▼

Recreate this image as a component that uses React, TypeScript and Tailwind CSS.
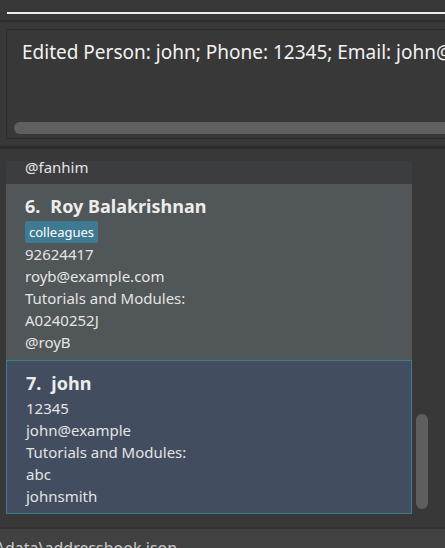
import React from "react";

type Person = {
  index: number;
  name: string;
  tags: string[];
  phone: string;
  email: string;
  modules: string[];
  handle: string;
};

const PEOPLE: Person[] = [
  {
    index: 6,
    name: "Roy Balakrishnan",
    tags: ["colleagues"],
    phone: "92624417",
    email: "royb@example.com",
    modules: ["A0240252J"],
    handle: "@royB",
  },
  {
    index: 7,
    name: "john",
    tags: [],
    phone: "12345",
    email: "john@example",
    modules: ["abc"],
    handle: "johnsmith",
  },
];

function PersonCard({ person, selected }: { person: Person; selected: boolean }) {
  return (
    <div
      className={`pl-[19px] pr-2 text-[15px] leading-[22px] text-[#e4e4e4] ${
        selected
          ? "bg-[#424d5f] border border-[#3b7c8e] pt-[9px] pb-[6px]"
          : "bg-[#515658] pt-[9px] pb-[7px]"
      }`}
    >
      <div className="flex items-center gap-[10px] text-[18px] leading-[26px] font-bold text-[#ececec] mb-[1px]">
        <span>{person.index}.</span>
        <span>{person.name}</span>
      </div>
      {person.tags.length > 0 && (
        <div className="flex gap-1 mt-[2px]">
          {person.tags.map((t) => (
            <span
              key={t}
              className="bg-[#3e7a91] text-white text-[13px] leading-[22px] px-[4px] rounded-[2px]"
            >
              {t}
            </span>
          ))}
        </div>
      )}
      <div>{person.phone}</div>
      <div>{person.email}</div>
      <div>Tutorials and Modules:</div>
      {person.modules.map((m) => (
        <div key={m}>{m}</div>
      ))}
      <div>{person.handle}</div>
    </div>
  );
}

export default function App() {
  return (
    <div
      className="w-[445px] h-[548px] bg-[#383838] flex flex-col overflow-hidden"
      style={{ fontFamily: '"Noto Sans", "Open Sans", sans-serif' }}
    >
      {/* Command box */}
      <div className="h-[20px] pt-[12px] pl-[7px]">
        <div className="h-[2px] bg-[#ededed]" />
      </div>
      <div className="h-[2px] bg-[#2c2c2c]" />

      {/* Result display */}
      <div className="pt-[7px] pl-[6px]">
        <div className="h-[110px] border border-r-0 border-[#2a2a2a] flex flex-col">
          <div className="pl-[15px] pt-[10px] text-[19px] leading-[24px] text-[#f2f2f2] whitespace-nowrap overflow-hidden flex-1">
            Edited Person: john; Phone: 12345; Email: john@example
          </div>
          <div className="pl-[7px] pb-[4px]">
            <div className="h-[12px] bg-[#5f5f5f] rounded-l-[6px]" />
          </div>
        </div>
      </div>

      <div className="mt-[7px] h-[3px] bg-[#2c2c2c]" />

      {/* Person list */}
      <div className="flex-1 flex relative overflow-hidden pt-[12px]">
        <div className="ml-[6px] w-[406px] flex flex-col">
          <div className="bg-[#3c3d3f] h-[23px] pl-[19px] text-[15px] leading-[22px] text-[#e4e4e4] overflow-hidden">
            <div className="-mt-[5px]">@fanhim</div>
          </div>
          {PEOPLE.map((p) => (
            <PersonCard key={p.index} person={p} selected={p.index === 7} />
          ))}
        </div>
        <div className="absolute left-[416px] top-[265px] w-[12px] h-[95px] rounded-[6px] bg-[#5e5e5e]" />
      </div>

      {/* Status bar */}
      <div className="h-[21px] bg-[#414141] border-t-2 border-[#333333] overflow-hidden">
        <div className="text-[16px] leading-[20px] text-[#c9c9c9] pt-[9px] -ml-[1px] whitespace-nowrap">
          \data\addressbook.json
        </div>
      </div>
    </div>
  );
}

▲

§ **WHAT THE EXERCISE ASKS**
Exclude the images, then output the data above word for word.

§ **OUTPUT OF THE EXERCISE**
Recreate this image as a component that uses React, TypeScript and Tailwind CSS.
import React from "react";

type Person = {
  index: number;
  name: string;
  tags: string[];
  phone: string;
  email: string;
  modules: string[];
  handle: string;
};

const PEOPLE: Person[] = [
  {
    index: 6,
    name: "Roy Balakrishnan",
    tags: ["colleagues"],
    phone: "92624417",
    email: "royb@example.com",
    modules: ["A0240252J"],
    handle: "@royB",
  },
  {
    index: 7,
    name: "john",
    tags: [],
    phone: "12345",
    email: "john@example",
    modules: ["abc"],
    handle: "johnsmith",
  },
];

function PersonCard({ person, selected }: { person: Person; selected: boolean }) {
  return (
    <div
      className={`pl-[19px] pr-2 text-[15px] leading-[22px] text-[#e4e4e4] ${
        selected
          ? "bg-[#424d5f] border border-[#3b7c8e] pt-[9px] pb-[6px]"
          : "bg-[#515658] pt-[9px] pb-[7px]"
      }`}
    >
      <div className="flex items-center gap-[10px] text-[18px] leading-[26px] font-bold text-[#ececec] mb-[1px]">
        <span>{person.index}.</span>
        <span>{person.name}</span>
      </div>
      {person.tags.length > 0 && (
        <div className="flex gap-1 mt-[2px]">
          {person.tags.map((t) => (
            <span
              key={t}
              className="bg-[#3e7a91] text-white text-[13px] leading-[22px] px-[4px] rounded-[2px]"
            >
              {t}
            </span>
          ))}
        </div>
      )}
      <div>{person.phone}</div>
      <div>{person.email}</div>
      <div>Tutorials and Modules:</div>
      {person.modules.map((m) => (
        <div key={m}>{m}</div>
      ))}
      <div>{person.handle}</div>
    </div>
  );
}

export default function App() {
  return (
    <div
      className="w-[445px] h-[548px] bg-[#383838] flex flex-col overflow-hidden"
      style={{ fontFamily: '"Noto Sans", "Open Sans", sans-serif' }}
    >
      {/* Command box */}
      <div className="h-[20px] pt-[12px] pl-[7px]">
        <div className="h-[2px] bg-[#ededed]" />
      </div>
      <div className="h-[2px] bg-[#2c2c2c]" />

      {/* Result display */}
      <div className="pt-[7px] pl-[6px]">
        <div className="h-[110px] border border-r-0 border-[#2a2a2a] flex flex-col">
          <div className="pl-[15px] pt-[10px] text-[19px] leading-[24px] text-[#f2f2f2] whitespace-nowrap overflow-hidden flex-1">
            Edited Person: john; Phone: 12345; Email: john@example
          </div>
          <div className="pl-[7px] pb-[4px]">
            <div className="h-[12px] bg-[#5f5f5f] rounded-l-[6px]" />
          </div>
        </div>
      </div>

      <div className="mt-[7px] h-[3px] bg-[#2c2c2c]" />

      {/* Person list */}
      <div className="flex-1 flex relative overflow-hidden pt-[12px]">
        <div className="ml-[6px] w-[406px] flex flex-col">
          <div className="bg-[#3c3d3f] h-[23px] pl-[19px] text-[15px] leading-[22px] text-[#e4e4e4] overflow-hidden">
            <div className="-mt-[5px]">@fanhim</div>
          </div>
          {PEOPLE.map((p) => (
            <PersonCard key={p.index} person={p} selected={p.index === 7} />
          ))}
        </div>
        <div className="absolute left-[416px] top-[265px] w-[12px] h-[95px] rounded-[6px] bg-[#5e5e5e]" />
      </div>

      {/* Status bar */}
      <div className="h-[21px] bg-[#414141] border-t-2 border-[#333333] overflow-hidden">
        <div className="text-[16px] leading-[20px] text-[#c9c9c9] pt-[9px] -ml-[1px] whitespace-nowrap">
          \data\addressbook.json
        </div>
      </div>
    </div>
  );
}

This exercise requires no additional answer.